Trump is so loath to do anything to interfere in his nascent relationship with Putin, the Senate acted to curb it, passing a bill 98-2 to require congressional approval before Trump does anything on sanctions. Would anyone be surprised if before the House votes on the Senate bill, Trump gives Putin back those vacation compounds in New York and Maryland that Obama took away?
Not only does Trump have a weakness for a man’s vacation compounds but he harbors the delusion that he’s the president who will go down in history having made a Grand Bargain with Russia and, incidentally, found a way for his son-in-law to borrow money from a Kremlin bank. Thus all the talk from Tillerson about their good “chemistry.”

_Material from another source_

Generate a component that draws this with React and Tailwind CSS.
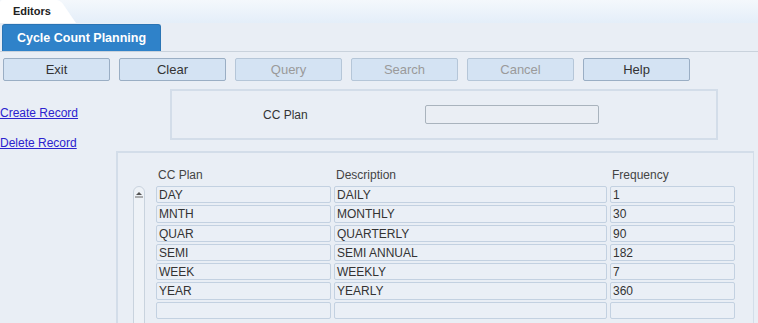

The two also agreed to work on a cease-fire in southwest Syria, where Russia has backed dictator Bashar al-Assad and the U.S. has supported rebel groups fighting to oust him. After Friday’s meeting, Tillerson said, “We have a very clear picture of who will provide the security forces,” but added that “we have a few more details to work out.” You can be sure the devil will definitely be in those details since in wider Syria, Russia has its own plans at odds with the U.S.
Tillerson said Trump and Putin hoped a cease-fire in Syria could help America and Russia discuss a political solution for China and North Korea. Russia, said Tillerson, has a different view of and economic relationship with China and North Korea, but understands the U.S. resolve there.
If Putin was listening to Trump’s response the day before on North Korea’s launch of a long-range ICBM, resolve might not be the first word to come to mind. Trump warned North Korea that he had “some pretty severe things tucked away that he might do,” which brought Secretary of Defense General James Mattis out to clarify that there is no military retaliation planned.
No need, really. Trump’s language was otherwise so mushy and vague. He chided Dear Leader for his “very, very bad behavior” as if he might send him to his room. “It’s a shame that they’re behaving this way,” Trump said. “Something will have to be done.”
The only impact that might have on North Korea is if it presents the element of surprise that a world leader would speak in such nostrums. Earlier Trump had thrown up his hands on getting China on his side after hosting President Xi Jinping at Mar-a-Lago in April. After Xi filled Trump in on his country’s history with North Korea, Trump concluded that getting China’s help in that crisis would not be “as simple as people would think.”
Not as simple as Trump thinks but maybe he now sees the shark-filled pool he’s now swimming in after his time with Putin. The crafty technician with the skill of a chess master and the soul of a KGB agent arrived with an agenda, a strategy, and a psychological profile of Trump committed to memory. And as his second, Putin had the even craftier Foreign Minister Sergey Lavrov whom Trump seems to like a lot better than his own secretary of state. They yukked it up in the Oval Office over the Russia-style firing of former FBI director and “nut job” James Comey.
Trump went to Hamburg thinking he could either charm Putin or roll him a la The Art of the Deal, as if the autocrat is a whale debating his percentage of the take at the blackjack table. At his side, Trump had Tillerson, a novice with a foreign policy—or two—of his own. Total knowledge and experience in the four chairs: Russia, nearly a century; U.S., six months.
But maybe, just maybe, the meeting is proof that a man can grow in the presidency and that this one might finally be making that much-talked-about pivot to being presidential. After all, he did raise the election hacking against his own instincts. One of his reasons for liking Putin (more than the “insane” German Chancellor Angela Merkel, the preening Macron of the too-long and firm handshake, and the list goes on) is that Putin (he thinks) likes him. He wouldn’t want to jeopardize all they have in common—hatred of the press, fake news, and dissidents—with unpleasantness. But aides convinced Trump that Putin would think he was a loser if Trump tiptoed around the whole hacking thing. The sigh you hear is relief.
Before the meeting, Trump’s National Security Adviser H.R. McMaster lowered expectations with the announcement that the agenda would be “whatever the president wants to talk about.”
It wasn’t and therein lies progress. Nothing terrible happened. Let Beethoven’s 9th Symphony play on at the G-20 symphony, its Ode to Joy sometimes called the Ode to Freedom played as the national anthem during the division of Germany. It’s not that Trump won but that he didn’t create an international incident which he would have to cover up in a series of overwrought tweets. Peace may not be at hand but neither is war.